Privacy-preserving Federated Learning for Residential Short Term Load Forecasting

The inclusion of intermittent and renewable energy sources has increased the importance of demand forecasting in power systems. Smart meters can play a critical role in demand forecasting due to the measurement granularity they provide. Despite their virtue, smart meters used for forecasting face some constraints as consumers' privacy concerns, reluctance of utilities and vendors to share data with competitors or third parties, and regulatory constraints. This paper examines a collaborative machine learning method, federated learning extended with privacy preserving techniques for short-term demand forecasting using smart meter data as a solution to the previous constraints.

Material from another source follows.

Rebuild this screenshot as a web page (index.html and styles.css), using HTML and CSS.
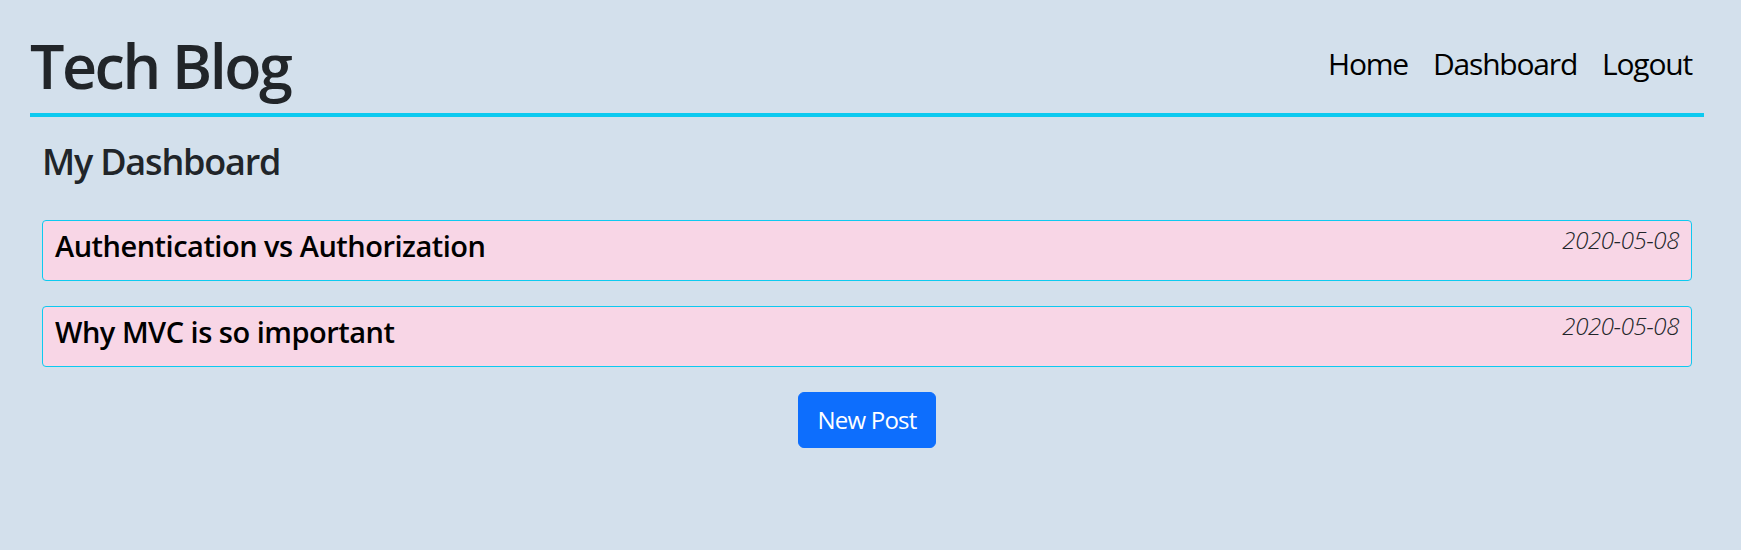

The combination of privacy preserving techniques and federated learning enables to ensure consumers' confidentiality concerning both their data, the models generated using it (Differential Privacy), and the communication mean (Secure Aggregation). To evaluate this paper's collaborative secure federated learning setting, we explore current literature to select the baseline for our simulations and evaluation. We simulate and evaluate several scenarios that explore how traditional centralized approaches could be projected in the direction of a decentralized, collaborative and private system. The results obtained over the evaluations provided decent performance and in a privacy setting using differential privacy almost perfect privacy budgets (1.39,$10e^{-5}$) and (2.01,$10e^{-5}$) with a negligible performance compromise.